Speaking about the U.S. slowdown, Olivier Blanchard, the Fund’s Economic Counsellor, said he saw it more as “a bump in the road rather than something more worrisome,” although the U.S. recovery remained weak.

The IMF identified the following regional trends (see table):

• Asia: Growth in emerging Asia will decelerate only slightly from the very high levels of last year. Disruptions to regional production networks due to supply constraints from Japan appear contained, although some sectors, especially automobiles and electronics, could experience strains through the summer.

• Latin America will be bolstered by commodity exports and domestic demand, but the pace of growth will ease in some economies where policies have been tightening more aggressively to reduce risks of overheating.

• Europe: Growth in Europe’s emerging economies is now projected to be higher than previously expected in 2011, followed by a softening in 2012, driven in part by a sharp domestic demand cycle in Turkey.

• Sub-Saharan Africa: Activity is projected to continue strengthening, with domestic demand remaining robust, and commodity exporters benefiting from elevated prices.

• Middle East and North Africa: economic prospects remain clouded by political and social unrest, although the outlook has improved for some oil and mineral exporters.

Risks from overheating

In a number of emerging and developing economies that are already operating at or above precrisis levels of output, the IMF said the priority was to expeditiously tighten macroeconomic policies, and use exchange rate flexibility and macroprudential tools—possibly including capital controls—to help contain risks of boom-bust cycles.

For economies with excessive current account surpluses, particularly in Asia, demand rebalancing—through exchange rate appreciation and structural reforms—remains a top priority for securing balanced growth and employment gains in the medium term.

Financial sector risks rising

In its GFSR Update, the IMF said financial risks have increased since April for three reasons: first, mounting concern about the strength of the global economic recovery; second, worries about political support for adjustment in Europe’s periphery as well as political risks in addressing fiscal adjustment in some advanced economies; and third, spurred by a sustained period of low interest rates in advanced economies, a growing investor search for yield that risks building up future financial imbalances, especially in emerging market countries.

“Policymakers continue to face the possibility of potentially large future shocks to the financial system, with the recent increase in financial risks adding to existing concerns,” said José Viñals, the IMF’s Financial Counsellor and head of the Monetary and Capital Markets Department.

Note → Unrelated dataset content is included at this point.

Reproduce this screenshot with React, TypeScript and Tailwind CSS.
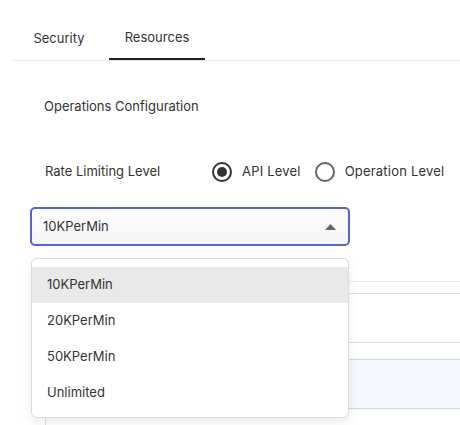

The IMF said that given recent financial market concerns, policymakers need to intensify and accelerate their efforts to tackle the longstanding financial challenges of budget deficits, banking system vulnerabilities and financial sector reform.

There has been some work done to repair bank balance sheets, but progress has been slow. Some banks are still weighed down by lower quality assets, and important funding challenges remain. The results from the new round of European stress tests will mark an important watershed and banks will need to pick up the pace to rebuild their capital.

Tackling fiscal challenges

The United States and Japan are slow to come up with specific plans to bring down their high debt levels, while debt problems in some European countries mean financial markets are charging high rates to lend them money. The IMF said that given recent financial markets’ concerns, policymakers need to speed up efforts to tackle the longstanding financial challenges of government risk, banking system vulnerabilities, and the unintended consequences of low interest rates.

In its latest Fiscal Monitor, the IMF said the United States deficit will be lower in 2011 than forecast in April. This is due to revenue increases, in part because of sizable capital gains in 2010, coupled with lower expenditures. As a result, the planned cutbacks for 2012 will not need to be as steep to meet the targets set by the government.

“What remains missing in the United States, however, is a political consensus on a comprehensive and balanced set of specific measures to underpin a credible medium-term adjustment plan with objectives endorsed by Congress,” said Carlo Cottarelli, head of the IMF’s Fiscal Affairs Department, which produced the report. “Without such a plan, yield on U.S. government paper would start reflecting a risk premium, which would not be good for the U.S. and the world economy.”

Reducing government debts and deficits is proceeding in many advanced economies—notably in most of Europe and in Canada—helped by bright spots of economic activity and growing government revenues.

The key fiscal priority for major advanced economies—especially the United States and Japan—is to implement credible and well-paced consolidation programs focused on bolstering medium-term debt sustainability. For the United States, it is critical to address the debt ceiling and launch a deficit reduction plan that includes entitlement reform and revenue-raising tax reform, the IMF said. In Japan, tax reform should be the centerpiece of a detailed medium-term deficit reduction package.

In emerging and low-income economies, fiscal deficits and debts are being reduced gradually. In several of these economies—including commodity producers benefiting from high export prices—the economic recovery has been faster, and the task is to avoid overheating, including by tightening fiscal policy faster than currently envisaged.